Another situation that favours rooflights is when you care about the outside look as much as the inside. A frameless-look rooflight sits almost invisibly behind a parapet and does not disturb planning lines, which helps in conservation areas or on tight urban terraces. It is also kinder to neighbours because there are no raised lanterns or protruding frames.

When Are Skylights the Better Choice?

When Are Skylights the Better Choice?

Use skylights when you convert a pitched loft and want windows that look and behave like windows. In bedrooms and studios high in the roof, being able to swing a sash open for a rush of fresh air is a daily comfort. Cleaning the exterior from inside is a big win on upper floors. And where planning demands a traditional roof appearance, conservation skylights with slim profiles keep the look tidy.

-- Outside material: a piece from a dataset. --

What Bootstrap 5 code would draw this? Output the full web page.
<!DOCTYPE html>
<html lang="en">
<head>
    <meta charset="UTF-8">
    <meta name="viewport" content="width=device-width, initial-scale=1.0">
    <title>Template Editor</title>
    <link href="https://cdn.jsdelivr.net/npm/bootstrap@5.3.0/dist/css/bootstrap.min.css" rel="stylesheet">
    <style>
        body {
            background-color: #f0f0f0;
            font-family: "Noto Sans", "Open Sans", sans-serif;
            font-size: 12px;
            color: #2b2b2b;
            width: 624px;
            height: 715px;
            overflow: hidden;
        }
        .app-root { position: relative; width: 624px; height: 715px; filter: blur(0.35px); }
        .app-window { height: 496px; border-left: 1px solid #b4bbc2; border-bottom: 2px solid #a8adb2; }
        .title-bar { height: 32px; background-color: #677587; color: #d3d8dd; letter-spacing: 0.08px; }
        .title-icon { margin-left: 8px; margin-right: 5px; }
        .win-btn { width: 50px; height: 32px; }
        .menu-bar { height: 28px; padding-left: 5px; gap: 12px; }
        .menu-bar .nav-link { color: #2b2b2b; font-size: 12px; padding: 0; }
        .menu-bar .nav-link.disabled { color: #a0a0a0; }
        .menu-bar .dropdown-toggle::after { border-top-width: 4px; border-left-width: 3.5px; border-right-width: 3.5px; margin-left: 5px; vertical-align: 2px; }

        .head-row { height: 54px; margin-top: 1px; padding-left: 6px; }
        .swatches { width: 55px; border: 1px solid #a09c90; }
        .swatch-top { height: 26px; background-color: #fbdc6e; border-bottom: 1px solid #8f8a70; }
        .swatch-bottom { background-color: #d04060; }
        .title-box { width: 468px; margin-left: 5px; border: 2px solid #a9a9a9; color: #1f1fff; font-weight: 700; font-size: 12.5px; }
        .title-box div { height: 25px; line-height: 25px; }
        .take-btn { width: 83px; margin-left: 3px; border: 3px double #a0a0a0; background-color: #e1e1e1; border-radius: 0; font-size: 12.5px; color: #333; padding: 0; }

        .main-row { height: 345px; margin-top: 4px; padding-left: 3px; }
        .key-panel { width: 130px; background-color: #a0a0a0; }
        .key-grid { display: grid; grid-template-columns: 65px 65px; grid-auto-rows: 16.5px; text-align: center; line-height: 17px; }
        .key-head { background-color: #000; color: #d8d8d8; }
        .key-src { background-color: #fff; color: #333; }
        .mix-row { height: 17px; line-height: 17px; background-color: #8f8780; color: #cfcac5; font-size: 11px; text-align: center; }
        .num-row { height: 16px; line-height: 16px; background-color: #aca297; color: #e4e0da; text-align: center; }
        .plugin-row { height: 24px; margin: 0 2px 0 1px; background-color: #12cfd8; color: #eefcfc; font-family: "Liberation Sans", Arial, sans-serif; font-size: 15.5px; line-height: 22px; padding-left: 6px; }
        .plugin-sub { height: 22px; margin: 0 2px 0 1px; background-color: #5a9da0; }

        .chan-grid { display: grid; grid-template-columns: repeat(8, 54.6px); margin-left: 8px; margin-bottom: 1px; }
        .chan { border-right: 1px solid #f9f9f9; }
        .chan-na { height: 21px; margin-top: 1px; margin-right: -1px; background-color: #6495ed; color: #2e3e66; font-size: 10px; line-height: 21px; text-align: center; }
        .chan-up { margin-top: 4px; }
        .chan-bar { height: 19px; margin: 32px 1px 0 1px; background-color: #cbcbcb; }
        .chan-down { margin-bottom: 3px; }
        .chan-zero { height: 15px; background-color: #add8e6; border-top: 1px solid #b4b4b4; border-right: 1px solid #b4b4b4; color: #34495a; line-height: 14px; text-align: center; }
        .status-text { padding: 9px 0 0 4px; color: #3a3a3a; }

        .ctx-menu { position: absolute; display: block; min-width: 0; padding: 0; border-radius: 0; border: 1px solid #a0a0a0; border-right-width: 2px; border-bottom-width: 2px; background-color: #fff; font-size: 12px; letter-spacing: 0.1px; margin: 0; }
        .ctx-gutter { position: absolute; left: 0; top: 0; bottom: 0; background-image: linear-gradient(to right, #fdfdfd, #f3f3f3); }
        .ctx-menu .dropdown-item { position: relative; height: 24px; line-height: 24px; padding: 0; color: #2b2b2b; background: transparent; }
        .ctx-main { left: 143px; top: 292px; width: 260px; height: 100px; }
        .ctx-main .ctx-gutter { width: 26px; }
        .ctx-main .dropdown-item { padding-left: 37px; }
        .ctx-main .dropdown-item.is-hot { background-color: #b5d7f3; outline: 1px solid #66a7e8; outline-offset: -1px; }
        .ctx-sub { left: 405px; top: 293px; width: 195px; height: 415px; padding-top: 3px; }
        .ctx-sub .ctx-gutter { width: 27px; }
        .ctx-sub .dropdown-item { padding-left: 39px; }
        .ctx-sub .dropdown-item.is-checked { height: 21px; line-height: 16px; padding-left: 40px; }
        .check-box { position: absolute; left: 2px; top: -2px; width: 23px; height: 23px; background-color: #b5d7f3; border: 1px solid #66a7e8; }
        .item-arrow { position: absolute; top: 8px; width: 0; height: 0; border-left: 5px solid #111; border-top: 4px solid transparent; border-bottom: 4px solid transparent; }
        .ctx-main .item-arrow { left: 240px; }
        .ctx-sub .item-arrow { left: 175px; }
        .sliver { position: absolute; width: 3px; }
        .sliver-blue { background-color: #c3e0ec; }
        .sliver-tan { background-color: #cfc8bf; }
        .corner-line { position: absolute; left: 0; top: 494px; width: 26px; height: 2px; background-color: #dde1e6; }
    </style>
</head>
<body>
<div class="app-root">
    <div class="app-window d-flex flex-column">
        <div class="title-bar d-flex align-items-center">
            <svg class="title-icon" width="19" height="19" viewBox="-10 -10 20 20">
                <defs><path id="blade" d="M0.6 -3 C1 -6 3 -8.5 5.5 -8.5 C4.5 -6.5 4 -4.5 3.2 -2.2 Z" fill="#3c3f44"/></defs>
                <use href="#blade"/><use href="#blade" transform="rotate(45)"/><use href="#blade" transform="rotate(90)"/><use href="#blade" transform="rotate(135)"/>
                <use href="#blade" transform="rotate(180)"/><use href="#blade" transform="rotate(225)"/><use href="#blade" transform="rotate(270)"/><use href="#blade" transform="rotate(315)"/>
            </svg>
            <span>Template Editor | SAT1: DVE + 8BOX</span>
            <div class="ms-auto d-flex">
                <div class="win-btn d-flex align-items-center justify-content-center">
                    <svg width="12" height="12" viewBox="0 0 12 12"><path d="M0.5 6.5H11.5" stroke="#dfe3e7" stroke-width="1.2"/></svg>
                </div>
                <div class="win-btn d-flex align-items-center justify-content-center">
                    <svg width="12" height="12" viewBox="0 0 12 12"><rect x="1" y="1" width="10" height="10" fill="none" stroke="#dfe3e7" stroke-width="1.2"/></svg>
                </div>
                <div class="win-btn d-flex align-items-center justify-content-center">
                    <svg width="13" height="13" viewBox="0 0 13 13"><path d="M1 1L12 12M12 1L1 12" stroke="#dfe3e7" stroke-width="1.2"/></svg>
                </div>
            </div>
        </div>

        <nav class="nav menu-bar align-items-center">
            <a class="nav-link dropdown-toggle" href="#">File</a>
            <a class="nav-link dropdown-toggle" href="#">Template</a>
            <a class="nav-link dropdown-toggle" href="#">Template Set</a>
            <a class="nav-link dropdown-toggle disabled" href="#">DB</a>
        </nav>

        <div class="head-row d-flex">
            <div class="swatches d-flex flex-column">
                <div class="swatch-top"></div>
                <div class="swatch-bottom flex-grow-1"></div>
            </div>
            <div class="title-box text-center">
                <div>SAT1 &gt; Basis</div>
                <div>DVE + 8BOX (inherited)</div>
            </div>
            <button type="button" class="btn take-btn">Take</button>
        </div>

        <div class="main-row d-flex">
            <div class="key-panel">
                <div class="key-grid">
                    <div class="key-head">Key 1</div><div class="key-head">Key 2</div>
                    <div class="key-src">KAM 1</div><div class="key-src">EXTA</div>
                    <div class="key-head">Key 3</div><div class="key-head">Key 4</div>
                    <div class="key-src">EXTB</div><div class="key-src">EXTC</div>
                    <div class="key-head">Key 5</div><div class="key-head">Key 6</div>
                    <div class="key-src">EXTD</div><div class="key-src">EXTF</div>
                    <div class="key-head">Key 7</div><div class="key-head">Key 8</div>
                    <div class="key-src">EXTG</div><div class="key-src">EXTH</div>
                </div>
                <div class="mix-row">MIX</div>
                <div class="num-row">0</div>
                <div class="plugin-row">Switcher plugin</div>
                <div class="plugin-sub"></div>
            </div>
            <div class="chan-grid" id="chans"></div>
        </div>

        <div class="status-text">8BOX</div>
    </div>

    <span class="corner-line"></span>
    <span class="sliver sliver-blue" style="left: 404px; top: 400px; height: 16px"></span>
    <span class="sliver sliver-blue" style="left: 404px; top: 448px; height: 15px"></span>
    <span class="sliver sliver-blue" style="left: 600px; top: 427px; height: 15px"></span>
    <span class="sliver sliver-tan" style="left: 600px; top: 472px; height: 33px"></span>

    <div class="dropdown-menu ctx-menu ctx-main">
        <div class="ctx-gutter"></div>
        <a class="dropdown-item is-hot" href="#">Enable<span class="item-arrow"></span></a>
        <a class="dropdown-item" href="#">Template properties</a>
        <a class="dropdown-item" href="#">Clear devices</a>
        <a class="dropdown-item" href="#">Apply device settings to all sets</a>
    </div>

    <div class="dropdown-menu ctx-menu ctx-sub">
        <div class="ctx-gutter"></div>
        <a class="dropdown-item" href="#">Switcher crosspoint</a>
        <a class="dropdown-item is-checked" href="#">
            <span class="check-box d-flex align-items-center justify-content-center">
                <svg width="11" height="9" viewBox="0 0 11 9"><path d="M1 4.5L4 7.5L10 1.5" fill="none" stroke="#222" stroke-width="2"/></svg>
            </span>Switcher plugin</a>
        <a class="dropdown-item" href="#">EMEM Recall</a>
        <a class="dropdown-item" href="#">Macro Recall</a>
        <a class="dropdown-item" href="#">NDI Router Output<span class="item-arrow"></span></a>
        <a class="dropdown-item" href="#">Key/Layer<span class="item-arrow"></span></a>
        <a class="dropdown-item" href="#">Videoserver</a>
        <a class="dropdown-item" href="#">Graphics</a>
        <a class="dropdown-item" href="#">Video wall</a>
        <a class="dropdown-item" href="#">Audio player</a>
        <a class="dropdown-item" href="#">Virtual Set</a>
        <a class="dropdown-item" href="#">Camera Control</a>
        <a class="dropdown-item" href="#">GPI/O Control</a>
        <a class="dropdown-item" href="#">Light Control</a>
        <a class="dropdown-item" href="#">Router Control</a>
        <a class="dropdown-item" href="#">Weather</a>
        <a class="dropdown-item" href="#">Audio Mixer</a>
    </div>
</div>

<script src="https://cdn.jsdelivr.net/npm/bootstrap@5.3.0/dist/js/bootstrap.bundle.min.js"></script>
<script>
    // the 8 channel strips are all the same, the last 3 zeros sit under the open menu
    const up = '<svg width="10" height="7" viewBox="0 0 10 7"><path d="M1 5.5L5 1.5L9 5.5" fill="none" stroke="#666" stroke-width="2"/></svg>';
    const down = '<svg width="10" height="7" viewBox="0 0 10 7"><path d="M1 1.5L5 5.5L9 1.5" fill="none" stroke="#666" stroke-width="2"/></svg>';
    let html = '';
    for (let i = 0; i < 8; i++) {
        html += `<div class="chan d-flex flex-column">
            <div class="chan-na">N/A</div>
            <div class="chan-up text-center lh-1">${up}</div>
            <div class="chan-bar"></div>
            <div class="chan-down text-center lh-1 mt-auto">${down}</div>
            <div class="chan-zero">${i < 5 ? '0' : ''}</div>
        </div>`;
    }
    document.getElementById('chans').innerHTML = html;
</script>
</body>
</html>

In short, when the roof is pitched and you want outward views and easy ventilation at height, skylights are the natural solution.

Final Recommendation

If you are working on a modern home with a flat or very low-pitch roof over the main living areas, choose flat rooflights. They give the calmest ceilings, the most even daylight and straightforward performance. Specify a thermally broken frame, low-E double or triple glazing, and a solar-control coating where the opening faces strong sun. Place each rooflight directly over the activity that needs light, and detail the upstand and airtight junctions with the same care you would give a window.

If your project is a loft or attic under a pitched roof, choose skylights that sit neatly among the tiles, open for fresh air and clean from the inside. They are the right answer for that roof form and are proven in millions of installations.

Many homes benefit from both: rooflights over new extensions to keep the plan bright and minimal, skylights in the original pitched roof for views and ventilation. The rule that never fails is this: match the product to the roof, and match the opening to how the room will be used. Do that, and the house will look modern, feel comfortable through the seasons, and make the very best of the light above.